Though many of the species are popular aquarium fish, the number of hemichromine species is still a matter of debate with their phylogenetic relationships largely unknown. Based on DNA sequence data of two mitochondrial and two nuclear genes, we present the first comprehensive phylogeny of the Hemichromini. Using an integrative approach based on these DNA sequences data, morphometrics, meristics, and a qualitative assessment of body coloration, we revise the genus 𝐻𝑒𝑚𝑖𝑐ℎ𝑟𝑜𝑚𝑖𝑠 and discuss intrageneric relationships.

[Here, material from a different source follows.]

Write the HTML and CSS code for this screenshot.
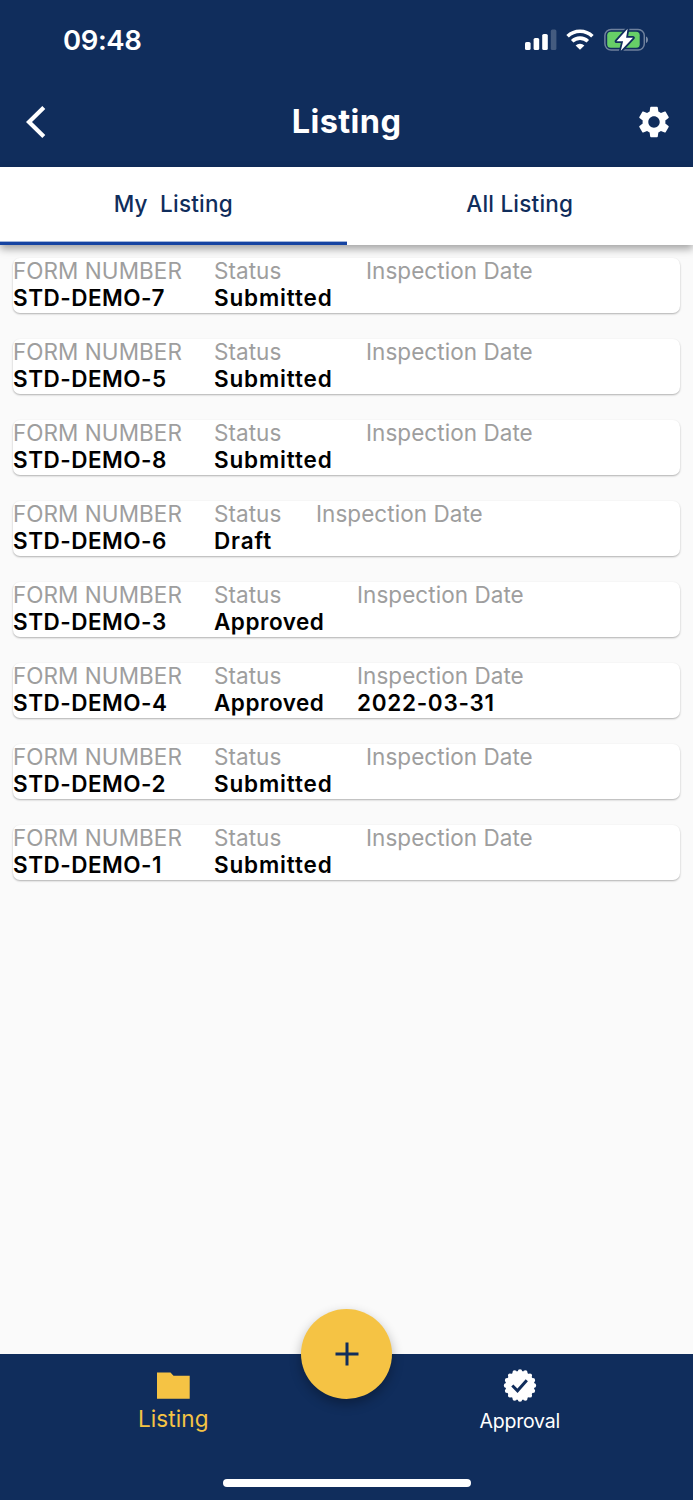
FILE: index.html
```html
<!DOCTYPE html>
<html lang="en">
<head>
    <meta charset="UTF-8">
    <meta name="viewport" content="width=device-width, initial-scale=1.0">
    <title>Listing</title>
    <link rel="stylesheet" href="styles.css">
</head>
<body>
    <div class="screen">
        <header class="header">
            <div class="status-bar">
                <span class="clock">09:48</span>
                <div class="status-icons">
                    <svg width="32" height="22" viewBox="0 0 32 22" fill="#fff">
                        <rect x="0" y="13" width="5.6" height="8" rx="1.6"/>
                        <rect x="8.6" y="9" width="5.6" height="12" rx="1.6"/>
                        <rect x="17.2" y="5" width="5.6" height="16" rx="1.6"/>
                        <rect x="25.8" y="0.5" width="5.6" height="20.5" rx="1.6" opacity="0.22"/>
                    </svg>
                    <svg class="wifi" width="28" height="22" viewBox="0 0 28 22" fill="none" stroke="#fff">
                        <path d="M1.6 7.3a17.8 17.8 0 0 1 24.8 0" stroke-width="3.6"/>
                        <path d="M6.2 12.3a11.2 11.2 0 0 1 15.6 0" stroke-width="3.6"/>
                        <path d="M9.6 16.4a6.8 6.8 0 0 1 8.8 0L14 20.800z" fill="#fff" stroke="none"/>
                    </svg>
                    <svg class="battery" width="45" height="24" viewBox="0 0 45 24">
                        <rect x="0.9" y="1.4" width="39.4" height="20.600" rx="6.2" fill="none" stroke="#fff" stroke-width="1.5" opacity="0.4"/>
                        <path d="M42 8.500v6.600c2.600-1 2.600-5.600 0-6.600z" fill="#fff" opacity="0.45"/>
                        <rect x="3.200" y="3.700" width="32.500" height="16" rx="3.500" fill="#67ce67"/>
                        <path d="M23.600 0.800L12.500 13.300h6.600L16.800 22.800 29 9.700h-6.900z" fill="#fff" stroke="#102d5c" stroke-width="3.600" stroke-linejoin="round" paint-order="stroke"/>
                    </svg>
                </div>
            </div>
            <div class="title-bar">
                <svg class="back" width="20" height="32" viewBox="0 0 20 32" fill="none" stroke="#fff" stroke-width="4.200">
                    <path d="M17.800 1.500L3 16l14.800 14.500"/>
                </svg>
                <h1>Listing</h1>
                <svg class="settings" width="38" height="38" viewBox="0 0 24 24" fill="#fff">
                    <path d="M19.140 12.940c.04-.3.06-.61.06-.94 0-.32-.02-.64-.07-.94l2.030-1.580c.18-.14.23-.41.12-.61l-1.920-3.320c-.12-.22-.37-.29-.59-.22l-2.390.96c-.5-.38-1.030-.7-1.620-.94l-.36-2.540c-.04-.24-.24-.41-.48-.41h-3.840c-.24 0-.43.17-.47.41l-.36 2.540c-.59.24-1.130.57-1.620.94l-2.390-.96c-.22-.08-.47 0-.59.22L2.740 8.870c-.12.21-.08.47.12.61l2.030 1.580c-.05.3-.09.63-.09.94s.02.64.07.94l-2.030 1.580c-.18.14-.23.41-.12.61l1.920 3.320c.12.22.37.29.59.22l2.390-.96c.5.38 1.030.7 1.620.94l.36 2.540c.05.24.24.41.48.41h3.840c.24 0 .44-.17.47-.41l.36-2.540c.59-.24 1.130-.56 1.620-.94l2.390.96c.22.08.47 0 .59-.22l1.920-3.320c.12-.22.07-.47-.12-.61l-2.010-1.580zM12 15.600c-1.980 0-3.600-1.620-3.600-3.600s1.620-3.600 3.600-3.600 3.600 1.620 3.600 3.600-1.620 3.600-3.600 3.600z"/>
                </svg>
            </div>
        </header>

        <nav class="tabs">
            <a class="tab active">My&nbsp; Listing</a>
            <a class="tab">All Listing</a>
        </nav>

        <main class="list">
            <div class="card">
                <div class="col form"><span>FORM NUMBER</span><b>STD-DEMO-7</b></div>
                <div class="col submitted"><span>Status</span><b>Submitted</b></div>
                <div class="col"><span>Inspection Date</span></div>
            </div>
            <div class="card">
                <div class="col form"><span>FORM NUMBER</span><b>STD-DEMO-5</b></div>
                <div class="col submitted"><span>Status</span><b>Submitted</b></div>
                <div class="col"><span>Inspection Date</span></div>
            </div>
            <div class="card">
                <div class="col form"><span>FORM NUMBER</span><b>STD-DEMO-8</b></div>
                <div class="col submitted"><span>Status</span><b>Submitted</b></div>
                <div class="col"><span>Inspection Date</span></div>
            </div>
            <div class="card">
                <div class="col form"><span>FORM NUMBER</span><b>STD-DEMO-6</b></div>
                <div class="col draft"><span>Status</span><b>Draft</b></div>
                <div class="col"><span>Inspection Date</span></div>
            </div>
            <div class="card">
                <div class="col form"><span>FORM NUMBER</span><b>STD-DEMO-3</b></div>
                <div class="col approved"><span>Status</span><b>Approved</b></div>
                <div class="col"><span>Inspection Date</span></div>
            </div>
            <div class="card">
                <div class="col form"><span>FORM NUMBER</span><b>STD-DEMO-4</b></div>
                <div class="col approved"><span>Status</span><b>Approved</b></div>
                <div class="col date"><span>Inspection Date</span><b>2022-03-31</b></div>
            </div>
            <div class="card">
                <div class="col form"><span>FORM NUMBER</span><b>STD-DEMO-2</b></div>
                <div class="col submitted"><span>Status</span><b>Submitted</b></div>
                <div class="col"><span>Inspection Date</span></div>
            </div>
            <div class="card">
                <div class="col form"><span>FORM NUMBER</span><b>STD-DEMO-1</b></div>
                <div class="col submitted"><span>Status</span><b>Submitted</b></div>
                <div class="col"><span>Inspection Date</span></div>
            </div>
        </main>

        <footer class="bottom-bar">
            <div class="nav-items">
                <a class="nav-item current">
                    <svg width="33" height="27" viewBox="0 0 33 27" fill="#f5c344">
                        <path d="M0 0.500h13.500l3 3.200H32.700V26.700H0z"/>
                    </svg>
                    <span>Listing</span>
                </a>
                <a class="nav-item">
                    <svg width="34" height="34" viewBox="0 0 34 34">
                        <circle cx="17" cy="16.500" r="14.500" fill="#fff"/>
                        <circle cx="17" cy="16.500" r="14" fill="none" stroke="#fff" stroke-width="4.400" stroke-linecap="round" pathLength="160" stroke-dasharray="0 10"/>
                        <path d="M9.300 16.500l5.200 5.200 9.300-10.400" fill="none" stroke="#102d5c" stroke-width="3"/>
                    </svg>
                    <span>Approval</span>
                </a>
            </div>
            <div class="home-indicator"></div>
            <button class="add-btn" aria-label="Add">
                <svg width="24" height="24" viewBox="0 0 24 24" stroke="#102d5c" stroke-width="3">
                    <path d="M12 0.500v23M0.500 12h23"/>
                </svg>
            </button>
        </footer>
    </div>
</body>
</html>
```
FILE: styles.css
```css
* {
    margin: 0;
    padding: 0;
    box-sizing: border-box;
    font-family: 'Inter', sans-serif;
}

body {
    background-color: #fafafa;
}

.screen {
    height: 1500px;
    display: flex;
    flex-direction: column;
}

.header {
    height: 167px;
    background-color: #102d5c;
    color: white;
}

.status-bar {
    height: 77px;
    padding: 2px 44px 0 63px;
    display: flex;
    align-items: center;
    justify-content: space-between;
}

.clock {
    font-size: 27.5px;
    font-weight: 600;
    letter-spacing: -0.4px;
}

.status-icons {
    display: flex;
    align-items: center;
}

.wifi {
    margin-left: 9px;
}

.battery {
    margin-left: 10px;
}

.title-bar {
    height: 89px;
    padding: 0 20px 0 26px;
    display: grid;
    grid-template-columns: 1fr auto 1fr;
    align-items: center;
}

.title-bar h1 {
    padding-right: 6px;
    font-size: 32.5px;
    font-weight: 700;
    letter-spacing: 0.4px;
}

.settings {
    justify-self: end;
}

.tabs {
    height: 78px;
    flex-shrink: 0;
    display: flex;
    background: white;
    box-shadow: 0 4px 8px rgba(0, 0, 0, 0.35);
}

.tab {
    flex: 1;
    padding-bottom: 2px;
    border-bottom: 3px solid transparent;
    display: flex;
    align-items: center;
    justify-content: center;
    font-size: 22.5px;
    font-weight: 500;
    letter-spacing: 0.2px;
    color: #102d5c;
}

.tab.active {
    border-bottom-color: #1644a2;
    box-shadow: inset 0 -1px 0 #a3b6da;
}

.list {
    flex: 1;
    padding: 13px 13px 0;
    display: flex;
    flex-direction: column;
    gap: 26px;
}

.card {
    height: 55px;
    display: flex;
    background: white;
    border-radius: 7px;
    box-shadow: 0 1px 2px rgba(0, 0, 0, 0.3);
}

.col {
    display: flex;
    flex-direction: column;
    font-size: 22.5px;
    white-space: nowrap;
}

.col span {
    line-height: 26px;
    color: #9e9e9e;
    letter-spacing: 0.05px;
}

.col b {
    line-height: 28px;
    color: black;
    font-weight: 600;
    letter-spacing: 0.5px;
}

.form {
    width: 201px;
}

.submitted {
    width: 152px;
}

.draft {
    width: 102px;
}

.approved {
    width: 143px;
}

.submitted b,
.draft b {
    letter-spacing: 0.85px;
}

.date b {
    letter-spacing: 0.7px;
}

.bottom-bar {
    position: relative;
    height: 146px;
    background-color: #102d5c;
    display: flex;
    flex-direction: column;
    align-items: center;
    justify-content: space-between;
    padding-bottom: 13px;
}

.nav-items {
    width: 100%;
    display: flex;
}

.nav-item {
    flex: 1;
    padding-top: 15px;
    display: flex;
    flex-direction: column;
    align-items: center;
    gap: 6px;
    color: white;
    font-size: 19.5px;
    line-height: 24px;
    letter-spacing: -0.2px;
}

.nav-item.current {
    padding-top: 18px;
    gap: 8px;
    color: #f5c344;
    font-size: 22.5px;
    letter-spacing: 0.1px;
}

.home-indicator {
    width: 248px;
    height: 8px;
    border-radius: 4px;
    background: white;
}

.add-btn {
    position: absolute;
    top: -45px;
    left: 301px;
    width: 91px;
    height: 90px;
    border: none;
    border-radius: 50%;
    background-color: #f5c344;
    display: flex;
    align-items: center;
    justify-content: center;
    box-shadow: 0 5px 12px rgba(0, 0, 0, 0.3);
}
```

Two major groups within the genus 𝐻𝑒𝑚𝑖𝑐ℎ𝑟𝑜𝑚𝑖𝑠 that diverged roughly 6–12 MYA are recognized, of which the first one represents 𝐻𝑒𝑚𝑖𝑐ℎ𝑟𝑜𝑚𝑖𝑠 𝑠𝑒𝑛𝑠𝑢 𝑠𝑡𝑟𝑖𝑐𝑡𝑜, for the second one a new genus, 𝑅𝑢𝑏𝑟𝑖𝑐𝑎𝑡𝑜𝑐ℎ𝑟𝑜𝑚𝑖𝑠, is described. Diversification with these two main groups started about 3–6 MYA, with different trajectories of colonization in the two groups. 𝐻𝑒𝑚𝑖𝑐ℎ𝑟𝑜𝑚𝑖𝑠 populations from the most southern (Cuanza, Zambezi, and Okavango) part of the genus’ distribution range constitute a well-supported clade distinct from all other members of Hemichromis, for which the taxon 𝐻. 𝑎𝑛𝑔𝑜𝑙𝑒𝑛𝑠𝑖𝑠 Steindachner, 1865 is confirmed.


----------